I want to create a function that allows me to input a data frame with a varying number of columns, and to create two new columns:
- one based on a logical comparison of all others and
- one based on a logical comparison of all others and the first new column.
A minimal example would be a data set with two variables:
V1 <- c(1, 0, 1, 1, 0, 0, 1, 1, 0, 0, 0, 1, 1, 0, 0)
V2 <- c(0, 1, 1, 1, 0, 1, 0, 0, 0, 1, 1, 1, 0, 1, 0)

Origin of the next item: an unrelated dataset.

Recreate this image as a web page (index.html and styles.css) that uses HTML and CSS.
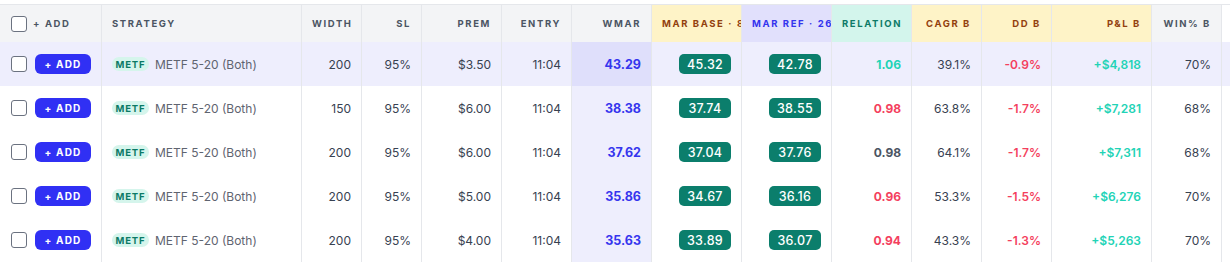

Data <- data.frame(V1, V2)
I want to create the two new columns with a function looking like this:
my.spec.df <- function(data, variables, new.var.name){
new.df <- data
# First new column
new.df[[new.var.name]] <- 0
new.df[[new.var.name]][new.df$V1 == Lag(new.df$V1, 1) & new.df$V2 == Lag(new.df$V2, 1)] <- 1 # I want my logical comparison to be applicable to all variables listed in [[variables]], not just V1 and V2 used here as minimal example
# Second new column
new.df$Conj.Var.[[new.var.name]] <- 0 # I want this second new column to take the name "Conj.Var."+the name of the first new variable, which I tried to achieve with the [[]] but it did not work (same in the next row)
new.df$Conj.Var.[[new.var.name]][new.df$V1 == 1 & new.df$V2 == 1 & new.df[[new.var.name]] == 1] <- 1 # Again, I want the logical comparison to be applicable to all variables listed [[variables]] and the first newly created column
return(new.df)
}
spec.df <- my.spec.df(Data,
variables=c("V1", "V2"),
new.var.name="NV1")
The new data frame should look like:
print(spec.df)
V1 V2 NV1 Conj.Var.NV1
1 1 0 0 0
2 0 1 0 0
3 1 1 0 0
4 1 1 1 1
5 0 0 0 0
6 0 1 0 0
7 1 0 0 0
8 1 0 1 0
9 0 0 0 0
10 0 1 0 0
11 0 1 1 0
12 1 1 0 0
13 1 0 0 0
14 0 1 0 0
15 0 0 0 0
As commented in the code, I struggle with three things:
- apply the logical comparisons for the first new column to all variables listed (not just the two as in my minimal example) because the number could go from one variable listed to multiple ones,
- format the name of the second new column based on the name introduced for the first and
- apply the logical comparison for the second new column also to all variables listed.
Anyone that could help? Many thanks in advance!